Bien que ce système ait permis de limiter le chômage des jeunes, il est critiqué pour maintenir ces derniers dans des situations de précarité relative. Les débats actuels aux Pays-Bas portent sur une possible suppression de ces différenciations, avec des syndicalistes plaidant pour une égalité salariale au sein des tranches d’âge. En revanche, certains défenseurs considèrent que cette approche graduelle est essentielle pour maintenir un équilibre sur le marché du travail.
Compétitivité et emploi : le dilemme du salaire minimum
L’augmentation du salaire minimum pose un dilemme entre équité salariale et compétitivité. Une hausse trop importante peut alourdir les coûts pour les entreprises, nuisant à leur capacité à investir ou à concurrencer les entreprises étrangères. Cependant, une étude de l’OCDE (2017) a montré que, lorsque les augmentations sont modérées et prévisibles, elles n’ont pas d’impact négatif significatif sur la compétitivité.

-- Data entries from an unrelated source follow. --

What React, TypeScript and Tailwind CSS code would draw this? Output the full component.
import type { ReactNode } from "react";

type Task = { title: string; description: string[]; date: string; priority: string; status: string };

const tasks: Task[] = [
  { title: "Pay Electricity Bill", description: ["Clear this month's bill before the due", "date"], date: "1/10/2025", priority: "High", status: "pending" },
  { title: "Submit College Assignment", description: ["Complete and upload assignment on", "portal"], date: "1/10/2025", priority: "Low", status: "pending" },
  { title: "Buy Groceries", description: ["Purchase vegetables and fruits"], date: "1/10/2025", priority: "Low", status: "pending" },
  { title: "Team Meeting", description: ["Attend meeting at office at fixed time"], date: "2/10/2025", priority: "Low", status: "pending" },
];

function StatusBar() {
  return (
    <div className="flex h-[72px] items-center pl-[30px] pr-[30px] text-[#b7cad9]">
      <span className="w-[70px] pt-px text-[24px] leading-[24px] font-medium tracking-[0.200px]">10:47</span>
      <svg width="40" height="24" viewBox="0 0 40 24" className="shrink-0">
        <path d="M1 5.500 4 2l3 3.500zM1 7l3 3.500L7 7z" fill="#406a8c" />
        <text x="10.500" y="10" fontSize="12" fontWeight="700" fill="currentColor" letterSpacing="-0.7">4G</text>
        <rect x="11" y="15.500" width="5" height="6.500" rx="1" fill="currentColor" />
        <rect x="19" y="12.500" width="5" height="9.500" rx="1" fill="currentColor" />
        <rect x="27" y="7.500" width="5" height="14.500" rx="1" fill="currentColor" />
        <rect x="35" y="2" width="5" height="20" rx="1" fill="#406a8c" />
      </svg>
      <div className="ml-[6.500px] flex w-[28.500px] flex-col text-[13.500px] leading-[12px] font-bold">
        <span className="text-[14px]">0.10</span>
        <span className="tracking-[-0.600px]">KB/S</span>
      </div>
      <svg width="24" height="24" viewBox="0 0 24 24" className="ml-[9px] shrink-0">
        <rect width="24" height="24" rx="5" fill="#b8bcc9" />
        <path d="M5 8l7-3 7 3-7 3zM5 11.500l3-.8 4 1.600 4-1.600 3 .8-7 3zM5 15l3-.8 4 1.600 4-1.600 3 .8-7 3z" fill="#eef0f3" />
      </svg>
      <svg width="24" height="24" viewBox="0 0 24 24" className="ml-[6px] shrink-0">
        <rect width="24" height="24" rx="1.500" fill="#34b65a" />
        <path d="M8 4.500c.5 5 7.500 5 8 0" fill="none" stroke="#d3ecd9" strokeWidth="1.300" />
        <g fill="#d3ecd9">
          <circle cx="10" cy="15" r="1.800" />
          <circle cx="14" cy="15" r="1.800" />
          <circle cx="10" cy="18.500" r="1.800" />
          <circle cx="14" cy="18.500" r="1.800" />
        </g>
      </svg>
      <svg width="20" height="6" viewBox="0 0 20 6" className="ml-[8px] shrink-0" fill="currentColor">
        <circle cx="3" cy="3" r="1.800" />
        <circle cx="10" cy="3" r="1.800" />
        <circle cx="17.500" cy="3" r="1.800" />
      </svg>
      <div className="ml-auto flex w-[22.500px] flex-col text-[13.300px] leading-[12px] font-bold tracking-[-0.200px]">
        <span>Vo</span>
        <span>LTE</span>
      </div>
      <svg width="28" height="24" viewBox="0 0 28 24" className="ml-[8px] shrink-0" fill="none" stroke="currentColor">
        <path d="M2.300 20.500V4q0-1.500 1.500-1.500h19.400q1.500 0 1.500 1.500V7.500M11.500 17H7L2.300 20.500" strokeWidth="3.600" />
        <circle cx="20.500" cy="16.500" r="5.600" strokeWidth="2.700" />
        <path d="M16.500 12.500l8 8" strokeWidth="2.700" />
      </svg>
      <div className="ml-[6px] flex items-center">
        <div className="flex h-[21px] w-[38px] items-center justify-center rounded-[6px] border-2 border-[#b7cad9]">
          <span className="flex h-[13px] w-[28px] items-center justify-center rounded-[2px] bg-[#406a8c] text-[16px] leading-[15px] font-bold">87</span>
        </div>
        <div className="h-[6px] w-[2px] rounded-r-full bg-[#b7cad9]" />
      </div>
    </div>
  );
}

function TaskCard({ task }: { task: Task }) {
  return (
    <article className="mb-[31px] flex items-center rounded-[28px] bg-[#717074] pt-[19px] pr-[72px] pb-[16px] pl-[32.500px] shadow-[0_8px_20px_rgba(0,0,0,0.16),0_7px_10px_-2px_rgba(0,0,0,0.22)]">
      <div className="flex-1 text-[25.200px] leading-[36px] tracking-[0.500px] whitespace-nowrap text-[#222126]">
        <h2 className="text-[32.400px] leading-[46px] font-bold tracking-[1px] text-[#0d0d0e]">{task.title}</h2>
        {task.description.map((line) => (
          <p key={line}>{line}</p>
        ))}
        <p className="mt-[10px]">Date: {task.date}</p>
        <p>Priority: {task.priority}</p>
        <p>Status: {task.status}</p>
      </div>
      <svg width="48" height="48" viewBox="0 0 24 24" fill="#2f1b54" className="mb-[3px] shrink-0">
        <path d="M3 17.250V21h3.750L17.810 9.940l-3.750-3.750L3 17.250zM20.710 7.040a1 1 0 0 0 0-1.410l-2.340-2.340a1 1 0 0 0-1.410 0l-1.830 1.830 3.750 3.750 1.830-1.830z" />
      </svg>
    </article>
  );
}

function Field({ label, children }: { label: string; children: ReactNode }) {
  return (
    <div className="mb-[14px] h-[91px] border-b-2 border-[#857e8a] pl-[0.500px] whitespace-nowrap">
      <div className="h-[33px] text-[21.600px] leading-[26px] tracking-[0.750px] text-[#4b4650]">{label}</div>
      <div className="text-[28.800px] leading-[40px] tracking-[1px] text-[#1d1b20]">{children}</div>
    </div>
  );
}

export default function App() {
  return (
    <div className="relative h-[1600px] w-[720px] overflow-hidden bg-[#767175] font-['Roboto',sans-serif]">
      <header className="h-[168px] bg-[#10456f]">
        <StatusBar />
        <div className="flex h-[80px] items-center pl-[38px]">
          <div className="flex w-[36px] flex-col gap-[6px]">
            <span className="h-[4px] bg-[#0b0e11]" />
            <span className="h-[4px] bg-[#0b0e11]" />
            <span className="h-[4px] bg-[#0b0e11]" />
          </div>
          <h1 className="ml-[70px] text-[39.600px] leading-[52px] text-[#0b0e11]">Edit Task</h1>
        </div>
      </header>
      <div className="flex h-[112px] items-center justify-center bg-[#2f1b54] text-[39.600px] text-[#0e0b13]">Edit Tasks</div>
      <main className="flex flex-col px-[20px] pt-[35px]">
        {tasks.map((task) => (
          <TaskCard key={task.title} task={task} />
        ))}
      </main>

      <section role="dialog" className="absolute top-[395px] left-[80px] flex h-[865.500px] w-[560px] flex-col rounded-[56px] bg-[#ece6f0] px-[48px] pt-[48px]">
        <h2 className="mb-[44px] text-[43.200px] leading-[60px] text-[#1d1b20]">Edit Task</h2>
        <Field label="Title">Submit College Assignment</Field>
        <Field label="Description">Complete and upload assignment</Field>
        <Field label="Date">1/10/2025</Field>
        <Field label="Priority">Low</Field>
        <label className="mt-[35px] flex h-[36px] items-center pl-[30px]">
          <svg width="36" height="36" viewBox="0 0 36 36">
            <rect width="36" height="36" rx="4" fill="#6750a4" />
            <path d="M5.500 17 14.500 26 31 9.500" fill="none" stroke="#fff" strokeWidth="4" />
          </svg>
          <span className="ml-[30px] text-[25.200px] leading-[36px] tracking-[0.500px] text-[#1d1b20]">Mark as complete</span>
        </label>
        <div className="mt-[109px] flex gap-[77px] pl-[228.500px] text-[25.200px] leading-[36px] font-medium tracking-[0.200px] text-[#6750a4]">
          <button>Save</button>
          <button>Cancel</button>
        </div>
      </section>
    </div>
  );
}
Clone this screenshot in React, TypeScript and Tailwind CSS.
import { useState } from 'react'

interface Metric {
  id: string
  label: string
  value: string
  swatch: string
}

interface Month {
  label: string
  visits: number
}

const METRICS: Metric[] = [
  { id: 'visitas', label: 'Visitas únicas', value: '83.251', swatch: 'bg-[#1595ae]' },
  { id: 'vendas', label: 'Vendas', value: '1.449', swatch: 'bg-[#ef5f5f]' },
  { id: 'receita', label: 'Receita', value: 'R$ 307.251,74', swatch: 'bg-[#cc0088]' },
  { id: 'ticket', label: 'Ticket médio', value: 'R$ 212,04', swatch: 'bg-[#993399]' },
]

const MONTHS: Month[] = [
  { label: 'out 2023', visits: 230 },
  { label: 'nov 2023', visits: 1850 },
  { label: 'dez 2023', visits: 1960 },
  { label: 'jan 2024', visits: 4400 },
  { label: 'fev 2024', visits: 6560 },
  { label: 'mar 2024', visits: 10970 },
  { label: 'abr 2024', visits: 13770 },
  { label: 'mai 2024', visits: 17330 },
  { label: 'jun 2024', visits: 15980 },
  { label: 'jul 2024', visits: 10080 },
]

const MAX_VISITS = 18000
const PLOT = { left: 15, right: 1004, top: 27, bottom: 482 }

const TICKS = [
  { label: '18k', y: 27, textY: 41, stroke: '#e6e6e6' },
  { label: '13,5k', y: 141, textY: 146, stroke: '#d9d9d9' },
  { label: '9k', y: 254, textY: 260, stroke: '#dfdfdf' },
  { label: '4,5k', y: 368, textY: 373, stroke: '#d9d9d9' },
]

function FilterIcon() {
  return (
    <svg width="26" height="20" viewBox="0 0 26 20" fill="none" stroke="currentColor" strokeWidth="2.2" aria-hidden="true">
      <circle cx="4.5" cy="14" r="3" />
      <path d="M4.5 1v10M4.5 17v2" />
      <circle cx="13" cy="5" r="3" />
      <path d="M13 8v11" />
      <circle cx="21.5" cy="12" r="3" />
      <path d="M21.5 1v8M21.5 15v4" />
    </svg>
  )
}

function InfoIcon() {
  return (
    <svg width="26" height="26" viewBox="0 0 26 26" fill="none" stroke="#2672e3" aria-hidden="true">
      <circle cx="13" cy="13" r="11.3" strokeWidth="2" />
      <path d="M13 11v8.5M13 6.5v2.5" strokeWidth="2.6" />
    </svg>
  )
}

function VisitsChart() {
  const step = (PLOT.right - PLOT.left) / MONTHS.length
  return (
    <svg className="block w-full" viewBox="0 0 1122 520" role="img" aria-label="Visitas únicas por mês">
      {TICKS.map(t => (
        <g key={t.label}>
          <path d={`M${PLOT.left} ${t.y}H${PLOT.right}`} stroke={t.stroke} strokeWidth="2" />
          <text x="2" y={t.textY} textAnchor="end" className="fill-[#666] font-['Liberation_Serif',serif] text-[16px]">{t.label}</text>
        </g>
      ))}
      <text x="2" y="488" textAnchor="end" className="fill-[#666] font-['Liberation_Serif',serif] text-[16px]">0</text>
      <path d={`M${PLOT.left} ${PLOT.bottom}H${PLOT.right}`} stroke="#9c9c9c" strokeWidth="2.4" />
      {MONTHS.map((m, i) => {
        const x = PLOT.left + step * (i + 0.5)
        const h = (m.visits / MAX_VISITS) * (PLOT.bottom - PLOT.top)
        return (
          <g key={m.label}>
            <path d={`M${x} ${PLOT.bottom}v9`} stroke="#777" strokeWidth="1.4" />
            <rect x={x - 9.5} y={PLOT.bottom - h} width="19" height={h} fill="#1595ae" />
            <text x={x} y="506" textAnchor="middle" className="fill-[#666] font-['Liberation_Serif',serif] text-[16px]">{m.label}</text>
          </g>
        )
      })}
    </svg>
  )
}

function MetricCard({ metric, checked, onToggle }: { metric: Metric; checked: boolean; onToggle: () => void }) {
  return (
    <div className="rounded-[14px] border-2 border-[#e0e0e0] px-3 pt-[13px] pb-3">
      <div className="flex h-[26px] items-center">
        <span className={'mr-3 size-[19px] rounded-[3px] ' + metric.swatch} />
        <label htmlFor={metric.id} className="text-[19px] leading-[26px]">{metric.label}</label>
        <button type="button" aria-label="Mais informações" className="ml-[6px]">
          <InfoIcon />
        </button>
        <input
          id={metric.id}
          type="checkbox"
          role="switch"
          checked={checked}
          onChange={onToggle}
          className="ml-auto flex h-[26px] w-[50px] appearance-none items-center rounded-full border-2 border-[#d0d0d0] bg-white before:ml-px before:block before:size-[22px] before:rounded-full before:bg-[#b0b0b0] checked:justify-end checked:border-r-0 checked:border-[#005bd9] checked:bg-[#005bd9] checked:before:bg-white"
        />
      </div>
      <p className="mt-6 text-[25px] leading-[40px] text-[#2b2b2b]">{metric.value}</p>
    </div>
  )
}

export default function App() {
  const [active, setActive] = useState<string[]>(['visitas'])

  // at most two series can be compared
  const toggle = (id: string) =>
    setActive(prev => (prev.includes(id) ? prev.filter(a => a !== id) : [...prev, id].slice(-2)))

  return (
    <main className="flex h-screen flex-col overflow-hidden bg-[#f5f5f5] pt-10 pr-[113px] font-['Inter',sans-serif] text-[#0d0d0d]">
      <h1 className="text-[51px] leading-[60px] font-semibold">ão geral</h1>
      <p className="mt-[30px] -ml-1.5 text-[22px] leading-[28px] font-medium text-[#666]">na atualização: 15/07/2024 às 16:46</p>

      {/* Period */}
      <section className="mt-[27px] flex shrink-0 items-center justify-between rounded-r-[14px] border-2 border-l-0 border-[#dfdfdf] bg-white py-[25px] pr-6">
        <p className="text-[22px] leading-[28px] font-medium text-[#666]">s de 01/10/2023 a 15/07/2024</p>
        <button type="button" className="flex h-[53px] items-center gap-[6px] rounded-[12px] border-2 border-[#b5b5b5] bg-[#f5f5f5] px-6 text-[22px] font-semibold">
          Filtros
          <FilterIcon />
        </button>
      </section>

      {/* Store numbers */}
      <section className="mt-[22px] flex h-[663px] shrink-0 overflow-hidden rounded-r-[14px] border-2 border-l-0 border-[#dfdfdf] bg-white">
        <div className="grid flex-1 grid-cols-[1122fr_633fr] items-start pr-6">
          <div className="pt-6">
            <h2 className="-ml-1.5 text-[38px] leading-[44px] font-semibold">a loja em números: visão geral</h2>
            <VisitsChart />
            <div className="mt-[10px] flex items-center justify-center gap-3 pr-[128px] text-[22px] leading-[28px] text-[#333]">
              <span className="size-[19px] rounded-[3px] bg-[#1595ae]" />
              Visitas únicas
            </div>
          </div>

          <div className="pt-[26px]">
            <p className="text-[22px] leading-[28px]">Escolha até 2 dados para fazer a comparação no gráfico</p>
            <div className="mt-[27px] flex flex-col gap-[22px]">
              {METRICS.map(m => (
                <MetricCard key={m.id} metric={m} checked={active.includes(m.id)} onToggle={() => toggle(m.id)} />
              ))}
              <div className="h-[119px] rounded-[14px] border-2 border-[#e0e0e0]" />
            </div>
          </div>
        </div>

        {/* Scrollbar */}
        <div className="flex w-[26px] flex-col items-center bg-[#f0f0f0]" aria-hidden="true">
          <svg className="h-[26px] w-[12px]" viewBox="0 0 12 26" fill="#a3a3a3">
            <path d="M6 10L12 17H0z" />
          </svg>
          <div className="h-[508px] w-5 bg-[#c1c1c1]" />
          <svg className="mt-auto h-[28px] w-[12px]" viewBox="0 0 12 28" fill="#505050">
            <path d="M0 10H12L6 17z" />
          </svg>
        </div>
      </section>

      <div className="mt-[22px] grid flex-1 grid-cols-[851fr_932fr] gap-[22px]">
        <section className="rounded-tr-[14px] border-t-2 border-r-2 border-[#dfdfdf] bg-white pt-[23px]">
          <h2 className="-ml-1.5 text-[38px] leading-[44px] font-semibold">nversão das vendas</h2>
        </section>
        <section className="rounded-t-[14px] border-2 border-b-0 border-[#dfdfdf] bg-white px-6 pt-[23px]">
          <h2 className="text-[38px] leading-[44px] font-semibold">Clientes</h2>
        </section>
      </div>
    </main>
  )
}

De plus, une hausse des salaires peut encourager les entreprises à innover et à accroître leur productivité, atténuant ainsi les effets négatifs potentiels.
Par ailleurs, une analyse comparative des pays scandinaves, notamment la Suède et le Danemark, qui n’ont pas de salaire minimum légal, montre que des systèmes basés sur la négociation collective sectorielle peuvent atteindre des résultats similaires en matière d’équité salariale, tout en évitant certaines rigidités sur le marché du travail. Cela met en évidence la variété des modèles possibles pour réguler les salaires.
Conclusion
Le salaire minimum demeure un sujet clé dans les politiques publiques. S’il peut réduire les inégalités et dynamiser l’économie, il est également porteur de risques pour l’emploi des travailleurs les moins qualifiés. Les théories économiques et les études empiriques montrent que ses effets dépendent fortement du contexte économique et des modalités de mise en œuvre. L’histoire et les expériences internationales soulignent l’importance d’une approche adaptée et nuancée pour maximiser les avantages et minimiser les inconvénients de cette institution cruciale.
Par ailleurs, la question de l’harmonisation des salaires minimums entre pays européens pourrait devenir une priorité dans le cadre des discussions économiques futures. Une telle harmonisation permettrait de limiter les inégalités salariales au sein de l’Union européenne, tout en évitant une course au moins-disant social. Cependant, cette démarche devra tenir compte des différences culturelles et économiques entre les pays membres pour répondre efficacement aux enjeux de compétitivité et de justice sociale.